Excavations led by researchers including Susanne Kerner of the University of Copenhagen document a dense concentration of megalithic features at Murayghat dated to the Early Bronze Age—about 5,500 years ago. The team recorded more than 95 dolmens (also called portal tombs) and described over 70 in detail. Although human remains were not recovered within these structures, their form and arrangement closely resemble dolmen fields elsewhere in the region that served ceremonial and mortuary purposes.

Ritual landscape, not village: The hilltop core contains stone enclosures, carved bedrock features and few traces of domestic activity such as hearths. Together with large communal pottery bowls and other artifacts linked to feasting, the evidence points to Murayghat functioning primarily as a focal point for ritual gatherings and communal burial rites rather than as a year-round settlement.

The site's architectural diversity—varied dolmen types and megalithic constructions—suggests different groups may have travelled to Murayghat and brought distinct traditions with them. Kerner observes: "Instead of the large domestic settlements with small shrines typical of the Chalcolithic, our Early Bronze Age excavations at Murayghat reveal clusters of dolmens, standing stones and large megalithic constructions indicating ritual gatherings and communal burials."

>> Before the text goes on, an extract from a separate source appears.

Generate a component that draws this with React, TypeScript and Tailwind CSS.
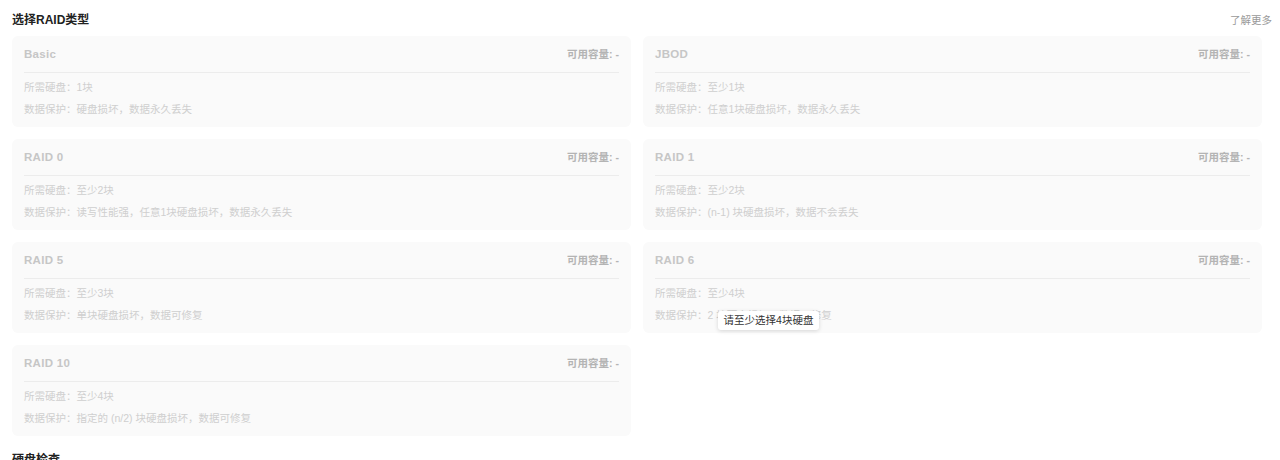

Previous research links the decline of many late Chalcolithic settlements to a combination of climatic drying and social stress. Murayghat appears to illustrate one adaptive response: when earlier social patterns and lifeways faltered, people may have reorganized public life through new monuments, shared ritual practices and redefined social roles.

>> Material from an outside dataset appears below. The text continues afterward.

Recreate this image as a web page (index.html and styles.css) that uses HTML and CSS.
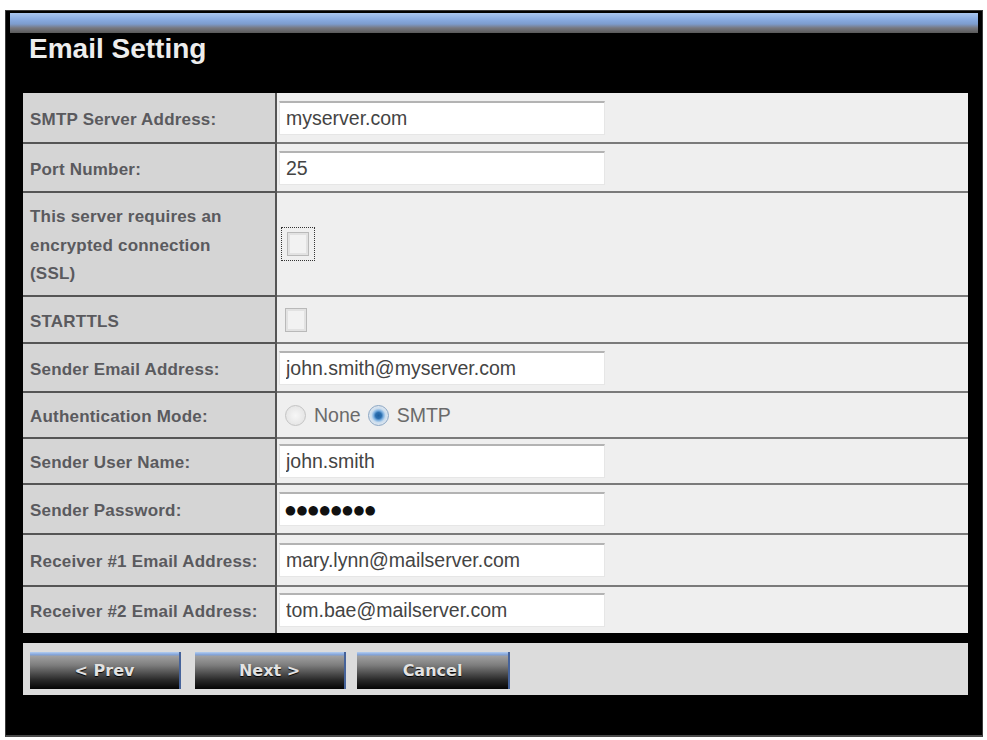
FILE: index.html
```html
<!DOCTYPE html>
<html>
<head>
<meta charset="utf-8">
<title>Email Setting</title>
<link rel="stylesheet" href="styles.css">
</head>
<body>
<div class="panel">
  <div class="strip"></div>
  <h1 class="title">Email Setting</h1>
  <div class="form">
    <div class="lbl">SMTP Server Address:</div>
    <div class="val"><input class="field" type="text" value="myserver.com"></div>

    <div class="lbl">Port Number:</div>
    <div class="val"><input class="field" type="text" value="25"></div>

    <div class="lbl multi">This server requires an<br>encrypted connection<br>(SSL)</div>
    <div class="val"><span class="focus"><input class="check" type="checkbox"></span></div>

    <div class="lbl">STARTTLS</div>
    <div class="val"><input class="check plain" type="checkbox"></div>

    <div class="lbl">Sender Email Address:</div>
    <div class="val"><input class="field" type="text" value="john.smith@myserver.com"></div>

    <div class="lbl">Authentication Mode:</div>
    <div class="val radios">
      <label class="opt"><input class="radio" type="radio" name="auth"><span>None</span></label>
      <label class="opt"><input class="radio" type="radio" name="auth" checked><span>SMTP</span></label>
    </div>

    <div class="lbl">Sender User Name:</div>
    <div class="val"><input class="field" type="text" value="john.smith"></div>

    <div class="lbl">Sender Password:</div>
    <div class="val"><input class="field pass" type="text" value="●●●●●●●●"></div>

    <div class="lbl">Receiver #1 Email Address:</div>
    <div class="val"><input class="field" type="text" value="mary.lynn@mailserver.com"></div>

    <div class="lbl">Receiver #2 Email Address:</div>
    <div class="val"><input class="field" type="text" value="tom.bae@mailserver.com"></div>
  </div>
  <div class="bar">
    <button class="btn">&lt; Prev</button>
    <button class="btn">Next &gt;</button>
    <button class="btn wide">Cancel</button>
  </div>
</div>
</body>
</html>
```

FILE: styles.css
```css
html, body {
  margin: 0;
  padding: 0;
  background: #ffffff;
}

.panel {
  margin: 10px 0 0 5px;
  width: 978px;
  height: 727px;
  box-sizing: border-box;
  border: 1px solid #3a3a3a;
  border-bottom: 2px solid #4a4a4a;
  background: #000000;
  padding: 2px 4px 0 4px;
}

.strip {
  height: 20px;
  background: linear-gradient(#a9c6ef 0%, #8aade3 30%, #7d9ccd 55%, #77787f 75%, #5a5a5a 100%);
}

.title {
  margin: 0 0 28px 19px;
  font-family: "Liberation Sans", Arial, sans-serif;
  font-weight: bold;
  font-size: 28px;
  line-height: 32px;
  color: #ededed;
}

.form {
  margin: 0 10px 0 13px;
  display: grid;
  grid-template-columns: 254px 1fr;
  grid-template-rows: 49px 49px 104px 47px 49px 46px 46px 50px 52px 48px;
  background: #efefef;
}

.lbl, .val {
  display: flex;
  align-items: center;
  box-sizing: border-box;
  border-top: 2px solid #555555;
}

.lbl:nth-child(1), .val:nth-child(2) {
  border-top: none;
}

.lbl {
  background: #d5d5d5;
  border-right: 2px solid #555555;
  padding: 4px 0 0 7px;
  font-family: "Liberation Sans", Arial, sans-serif;
  font-weight: bold;
  font-size: 17px;
  letter-spacing: 0.2px;
  color: #5a5a5e;
}

.lbl.multi {
  line-height: 28.5px;
}

.val {
  border-top-color: #7a7a7a;
  padding-left: 2px;
}

.field {
  width: 326px;
  height: 34px;
  box-sizing: border-box;
  margin: 0;
  padding: 0 0 0 6px;
  border: 1px solid #e6e6e6;
  border-top: 2px solid #b3b3b3;
  background: #ffffff;
  font-family: "Liberation Sans", Arial, sans-serif;
  font-size: 19.5px;
  color: #444444;
  outline: none;
}

.field.pass {
  font-family: "DejaVu Sans", sans-serif;
  font-size: 12.5px;
  letter-spacing: 0.5px;
  color: #111111;
  padding-left: 5px;
}

.focus {
  display: inline-flex;
  margin-left: 2px;
  padding: 4px 5px;
  border: 1px dotted #333333;
}

.check {
  -webkit-appearance: none;
  appearance: none;
  margin: 0;
  width: 22px;
  height: 24px;
  box-sizing: border-box;
  border: 1px solid #b9b9b9;
  background: #f2f2f2;
  box-shadow: inset 0 0 0 2px #e2e2e2;
}

.check.plain {
  margin-left: 6px;
}

.radios {
  padding-left: 8px;
  font-family: "Liberation Sans", Arial, sans-serif;
  font-size: 19.5px;
  color: #6a6a6a;
}

.opt {
  display: inline-flex;
  align-items: center;
}

.opt span {
  margin: 0 7px 0 8px;
}

.radio {
  -webkit-appearance: none;
  appearance: none;
  margin: 0;
  width: 21px;
  height: 21px;
  border-radius: 50%;
  box-sizing: border-box;
  border: 1px solid #c4c4c4;
  background: radial-gradient(circle at 50% 50%, #f7f7f7 0, #e6e6e6 70%, #d6d6d6 100%);
}

.radio:checked {
  border-color: #8aa6c4;
  background: radial-gradient(circle at 50% 50%, #1f5f9e 0, #2c6fb0 3px, #7fb1e0 5px, #c9dcee 7px, #e3e8ee 10px);
}

.bar {
  margin: 10px 10px 0 13px;
  height: 52px;
  box-sizing: border-box;
  background: #dcdcdc;
  padding: 9px 0 0 7px;
  display: flex;
  gap: 14px;
}

.btn {
  width: 151px;
  height: 37px;
  margin: 0;
  padding: 0;
  box-sizing: border-box;
  border: none;
  border-right: 2px solid #46639a;
  background: linear-gradient(#b3cdf0 0, #7d9fd6 3px, #a0a0a0 4px, #7e7e7e 35%, #2a2a2a 75%, #050505 100%);
  font-family: "DejaVu Sans", Verdana, sans-serif;
  font-weight: bold;
  font-size: 16px;
  color: #e2e2e2;
  text-shadow: 0 1px 1px #000000;
}

.btn.wide {
  width: 153px;
  margin-left: -3px;
}
```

"People had to find mechanisms to deal with a situation in which the traditional values and patterns of behaviour no longer worked. Thus, new ways to organize life (and death) had to be found," Kerner writes.

Many details remain uncertain—especially the precise social dynamics behind visits to Murayghat—and organic traces that could provide more direct evidence of mortuary practice are scarce. Still, the site's unusually rich concentration of megalithic features offers valuable clues about how communities in the southern Levant coped with major disruption.

The study appears in Levant: The Journal of the Council for British Research in the Levant.